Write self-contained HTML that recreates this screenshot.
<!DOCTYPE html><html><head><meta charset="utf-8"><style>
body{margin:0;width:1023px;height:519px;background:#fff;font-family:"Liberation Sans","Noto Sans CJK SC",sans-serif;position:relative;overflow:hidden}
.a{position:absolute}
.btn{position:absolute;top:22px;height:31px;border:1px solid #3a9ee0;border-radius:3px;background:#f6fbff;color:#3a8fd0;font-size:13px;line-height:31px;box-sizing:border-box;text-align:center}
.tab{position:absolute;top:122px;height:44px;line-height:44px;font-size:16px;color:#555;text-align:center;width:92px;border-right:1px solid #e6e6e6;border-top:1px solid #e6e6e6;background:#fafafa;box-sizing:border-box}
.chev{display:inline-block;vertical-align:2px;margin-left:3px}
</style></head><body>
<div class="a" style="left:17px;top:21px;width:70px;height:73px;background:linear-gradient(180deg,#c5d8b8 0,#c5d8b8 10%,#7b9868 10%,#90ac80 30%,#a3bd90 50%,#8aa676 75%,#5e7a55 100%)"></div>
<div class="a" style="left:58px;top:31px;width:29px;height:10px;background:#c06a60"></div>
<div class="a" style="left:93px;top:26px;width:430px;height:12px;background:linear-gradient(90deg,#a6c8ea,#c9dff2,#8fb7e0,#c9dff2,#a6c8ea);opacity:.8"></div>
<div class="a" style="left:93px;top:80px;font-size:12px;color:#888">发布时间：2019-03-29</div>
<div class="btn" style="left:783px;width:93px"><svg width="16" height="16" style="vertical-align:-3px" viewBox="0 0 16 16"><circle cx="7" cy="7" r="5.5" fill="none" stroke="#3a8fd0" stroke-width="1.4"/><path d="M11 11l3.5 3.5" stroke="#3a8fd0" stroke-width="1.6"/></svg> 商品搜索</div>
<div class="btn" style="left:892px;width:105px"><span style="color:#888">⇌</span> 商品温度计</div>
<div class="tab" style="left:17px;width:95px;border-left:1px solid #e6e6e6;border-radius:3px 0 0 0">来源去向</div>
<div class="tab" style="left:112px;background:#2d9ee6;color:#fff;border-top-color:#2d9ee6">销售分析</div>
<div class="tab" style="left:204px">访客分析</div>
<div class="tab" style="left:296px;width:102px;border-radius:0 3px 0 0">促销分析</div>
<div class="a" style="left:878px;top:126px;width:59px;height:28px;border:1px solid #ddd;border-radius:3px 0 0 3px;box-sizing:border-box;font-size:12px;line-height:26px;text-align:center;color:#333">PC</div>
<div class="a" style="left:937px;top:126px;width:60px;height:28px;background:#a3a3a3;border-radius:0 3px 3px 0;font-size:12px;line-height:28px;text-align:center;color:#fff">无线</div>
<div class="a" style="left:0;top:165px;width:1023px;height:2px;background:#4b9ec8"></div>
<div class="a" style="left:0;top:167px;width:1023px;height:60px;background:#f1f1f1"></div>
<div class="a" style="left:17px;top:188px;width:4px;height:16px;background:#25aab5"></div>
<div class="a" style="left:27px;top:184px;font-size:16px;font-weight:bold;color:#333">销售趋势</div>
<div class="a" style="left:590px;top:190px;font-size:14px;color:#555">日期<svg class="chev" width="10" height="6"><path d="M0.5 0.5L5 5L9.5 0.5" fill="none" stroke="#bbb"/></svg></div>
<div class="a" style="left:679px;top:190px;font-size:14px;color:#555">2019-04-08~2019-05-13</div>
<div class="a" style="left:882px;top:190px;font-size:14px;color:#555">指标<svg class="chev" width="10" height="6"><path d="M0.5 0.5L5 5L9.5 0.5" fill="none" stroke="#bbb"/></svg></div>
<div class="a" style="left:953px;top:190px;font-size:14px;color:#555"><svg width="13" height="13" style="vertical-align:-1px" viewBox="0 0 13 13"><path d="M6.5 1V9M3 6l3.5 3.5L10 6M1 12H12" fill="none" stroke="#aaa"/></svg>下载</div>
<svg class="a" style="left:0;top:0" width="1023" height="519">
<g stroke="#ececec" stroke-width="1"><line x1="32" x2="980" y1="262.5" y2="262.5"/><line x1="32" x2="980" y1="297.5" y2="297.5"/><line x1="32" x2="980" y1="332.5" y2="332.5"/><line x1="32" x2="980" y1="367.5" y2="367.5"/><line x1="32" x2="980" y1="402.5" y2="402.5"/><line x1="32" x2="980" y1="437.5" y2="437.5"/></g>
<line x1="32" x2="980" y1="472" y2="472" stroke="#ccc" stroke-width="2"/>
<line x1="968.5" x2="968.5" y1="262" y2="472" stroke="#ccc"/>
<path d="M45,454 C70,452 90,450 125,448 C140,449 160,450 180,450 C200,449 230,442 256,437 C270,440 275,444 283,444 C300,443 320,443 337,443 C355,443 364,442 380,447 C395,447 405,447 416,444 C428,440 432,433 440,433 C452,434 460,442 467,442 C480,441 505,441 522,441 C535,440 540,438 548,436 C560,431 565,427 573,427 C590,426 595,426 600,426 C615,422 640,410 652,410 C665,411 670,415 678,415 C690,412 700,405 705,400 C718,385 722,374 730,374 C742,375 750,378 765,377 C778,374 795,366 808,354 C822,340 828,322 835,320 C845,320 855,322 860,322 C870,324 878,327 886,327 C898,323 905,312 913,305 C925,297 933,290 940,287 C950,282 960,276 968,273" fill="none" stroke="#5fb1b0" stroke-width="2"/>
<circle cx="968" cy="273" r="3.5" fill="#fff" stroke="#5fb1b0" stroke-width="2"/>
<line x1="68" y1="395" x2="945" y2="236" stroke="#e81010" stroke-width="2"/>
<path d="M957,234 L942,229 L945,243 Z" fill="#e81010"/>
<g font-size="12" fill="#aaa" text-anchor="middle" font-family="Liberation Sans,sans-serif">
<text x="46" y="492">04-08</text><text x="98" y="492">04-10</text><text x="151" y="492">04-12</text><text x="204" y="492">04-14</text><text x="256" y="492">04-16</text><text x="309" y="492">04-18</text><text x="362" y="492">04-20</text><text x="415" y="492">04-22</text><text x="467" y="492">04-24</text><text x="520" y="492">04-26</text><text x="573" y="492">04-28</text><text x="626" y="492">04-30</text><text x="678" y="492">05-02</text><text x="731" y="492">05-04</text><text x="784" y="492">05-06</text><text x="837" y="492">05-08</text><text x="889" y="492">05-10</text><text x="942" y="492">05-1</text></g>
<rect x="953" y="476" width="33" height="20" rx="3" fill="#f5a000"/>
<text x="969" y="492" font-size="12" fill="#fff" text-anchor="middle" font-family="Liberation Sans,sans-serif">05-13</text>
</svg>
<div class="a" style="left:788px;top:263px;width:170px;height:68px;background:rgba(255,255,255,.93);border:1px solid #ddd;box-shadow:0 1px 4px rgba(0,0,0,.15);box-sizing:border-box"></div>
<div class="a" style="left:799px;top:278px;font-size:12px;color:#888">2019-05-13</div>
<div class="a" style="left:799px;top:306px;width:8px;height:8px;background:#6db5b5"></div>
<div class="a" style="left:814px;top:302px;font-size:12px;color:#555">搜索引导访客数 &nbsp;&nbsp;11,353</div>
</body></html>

§ SET PROBLEM: Write every line of the material above again, exactly.

§ EXERCISE SOLUTION:
Write self-contained HTML that recreates this screenshot.
<!DOCTYPE html><html><head><meta charset="utf-8"><style>
body{margin:0;width:1023px;height:519px;background:#fff;font-family:"Liberation Sans","Noto Sans CJK SC",sans-serif;position:relative;overflow:hidden}
.a{position:absolute}
.btn{position:absolute;top:22px;height:31px;border:1px solid #3a9ee0;border-radius:3px;background:#f6fbff;color:#3a8fd0;font-size:13px;line-height:31px;box-sizing:border-box;text-align:center}
.tab{position:absolute;top:122px;height:44px;line-height:44px;font-size:16px;color:#555;text-align:center;width:92px;border-right:1px solid #e6e6e6;border-top:1px solid #e6e6e6;background:#fafafa;box-sizing:border-box}
.chev{display:inline-block;vertical-align:2px;margin-left:3px}
</style></head><body>
<div class="a" style="left:17px;top:21px;width:70px;height:73px;background:linear-gradient(180deg,#c5d8b8 0,#c5d8b8 10%,#7b9868 10%,#90ac80 30%,#a3bd90 50%,#8aa676 75%,#5e7a55 100%)"></div>
<div class="a" style="left:58px;top:31px;width:29px;height:10px;background:#c06a60"></div>
<div class="a" style="left:93px;top:26px;width:430px;height:12px;background:linear-gradient(90deg,#a6c8ea,#c9dff2,#8fb7e0,#c9dff2,#a6c8ea);opacity:.8"></div>
<div class="a" style="left:93px;top:80px;font-size:12px;color:#888">发布时间：2019-03-29</div>
<div class="btn" style="left:783px;width:93px"><svg width="16" height="16" style="vertical-align:-3px" viewBox="0 0 16 16"><circle cx="7" cy="7" r="5.5" fill="none" stroke="#3a8fd0" stroke-width="1.4"/><path d="M11 11l3.5 3.5" stroke="#3a8fd0" stroke-width="1.6"/></svg> 商品搜索</div>
<div class="btn" style="left:892px;width:105px"><span style="color:#888">⇌</span> 商品温度计</div>
<div class="tab" style="left:17px;width:95px;border-left:1px solid #e6e6e6;border-radius:3px 0 0 0">来源去向</div>
<div class="tab" style="left:112px;background:#2d9ee6;color:#fff;border-top-color:#2d9ee6">销售分析</div>
<div class="tab" style="left:204px">访客分析</div>
<div class="tab" style="left:296px;width:102px;border-radius:0 3px 0 0">促销分析</div>
<div class="a" style="left:878px;top:126px;width:59px;height:28px;border:1px solid #ddd;border-radius:3px 0 0 3px;box-sizing:border-box;font-size:12px;line-height:26px;text-align:center;color:#333">PC</div>
<div class="a" style="left:937px;top:126px;width:60px;height:28px;background:#a3a3a3;border-radius:0 3px 3px 0;font-size:12px;line-height:28px;text-align:center;color:#fff">无线</div>
<div class="a" style="left:0;top:165px;width:1023px;height:2px;background:#4b9ec8"></div>
<div class="a" style="left:0;top:167px;width:1023px;height:60px;background:#f1f1f1"></div>
<div class="a" style="left:17px;top:188px;width:4px;height:16px;background:#25aab5"></div>
<div class="a" style="left:27px;top:184px;font-size:16px;font-weight:bold;color:#333">销售趋势</div>
<div class="a" style="left:590px;top:190px;font-size:14px;color:#555">日期<svg class="chev" width="10" height="6"><path d="M0.5 0.5L5 5L9.5 0.5" fill="none" stroke="#bbb"/></svg></div>
<div class="a" style="left:679px;top:190px;font-size:14px;color:#555">2019-04-08~2019-05-13</div>
<div class="a" style="left:882px;top:190px;font-size:14px;color:#555">指标<svg class="chev" width="10" height="6"><path d="M0.5 0.5L5 5L9.5 0.5" fill="none" stroke="#bbb"/></svg></div>
<div class="a" style="left:953px;top:190px;font-size:14px;color:#555"><svg width="13" height="13" style="vertical-align:-1px" viewBox="0 0 13 13"><path d="M6.5 1V9M3 6l3.5 3.5L10 6M1 12H12" fill="none" stroke="#aaa"/></svg>下载</div>
<svg class="a" style="left:0;top:0" width="1023" height="519">
<g stroke="#ececec" stroke-width="1"><line x1="32" x2="980" y1="262.5" y2="262.5"/><line x1="32" x2="980" y1="297.5" y2="297.5"/><line x1="32" x2="980" y1="332.5" y2="332.5"/><line x1="32" x2="980" y1="367.5" y2="367.5"/><line x1="32" x2="980" y1="402.5" y2="402.5"/><line x1="32" x2="980" y1="437.5" y2="437.5"/></g>
<line x1="32" x2="980" y1="472" y2="472" stroke="#ccc" stroke-width="2"/>
<line x1="968.5" x2="968.5" y1="262" y2="472" stroke="#ccc"/>
<path d="M45,454 C70,452 90,450 125,448 C140,449 160,450 180,450 C200,449 230,442 256,437 C270,440 275,444 283,444 C300,443 320,443 337,443 C355,443 364,442 380,447 C395,447 405,447 416,444 C428,440 432,433 440,433 C452,434 460,442 467,442 C480,441 505,441 522,441 C535,440 540,438 548,436 C560,431 565,427 573,427 C590,426 595,426 600,426 C615,422 640,410 652,410 C665,411 670,415 678,415 C690,412 700,405 705,400 C718,385 722,374 730,374 C742,375 750,378 765,377 C778,374 795,366 808,354 C822,340 828,322 835,320 C845,320 855,322 860,322 C870,324 878,327 886,327 C898,323 905,312 913,305 C925,297 933,290 940,287 C950,282 960,276 968,273" fill="none" stroke="#5fb1b0" stroke-width="2"/>
<circle cx="968" cy="273" r="3.5" fill="#fff" stroke="#5fb1b0" stroke-width="2"/>
<line x1="68" y1="395" x2="945" y2="236" stroke="#e81010" stroke-width="2"/>
<path d="M957,234 L942,229 L945,243 Z" fill="#e81010"/>
<g font-size="12" fill="#aaa" text-anchor="middle" font-family="Liberation Sans,sans-serif">
<text x="46" y="492">04-08</text><text x="98" y="492">04-10</text><text x="151" y="492">04-12</text><text x="204" y="492">04-14</text><text x="256" y="492">04-16</text><text x="309" y="492">04-18</text><text x="362" y="492">04-20</text><text x="415" y="492">04-22</text><text x="467" y="492">04-24</text><text x="520" y="492">04-26</text><text x="573" y="492">04-28</text><text x="626" y="492">04-30</text><text x="678" y="492">05-02</text><text x="731" y="492">05-04</text><text x="784" y="492">05-06</text><text x="837" y="492">05-08</text><text x="889" y="492">05-10</text><text x="942" y="492">05-1</text></g>
<rect x="953" y="476" width="33" height="20" rx="3" fill="#f5a000"/>
<text x="969" y="492" font-size="12" fill="#fff" text-anchor="middle" font-family="Liberation Sans,sans-serif">05-13</text>
</svg>
<div class="a" style="left:788px;top:263px;width:170px;height:68px;background:rgba(255,255,255,.93);border:1px solid #ddd;box-shadow:0 1px 4px rgba(0,0,0,.15);box-sizing:border-box"></div>
<div class="a" style="left:799px;top:278px;font-size:12px;color:#888">2019-05-13</div>
<div class="a" style="left:799px;top:306px;width:8px;height:8px;background:#6db5b5"></div>
<div class="a" style="left:814px;top:302px;font-size:12px;color:#555">搜索引导访客数 &nbsp;&nbsp;11,353</div>
</body></html>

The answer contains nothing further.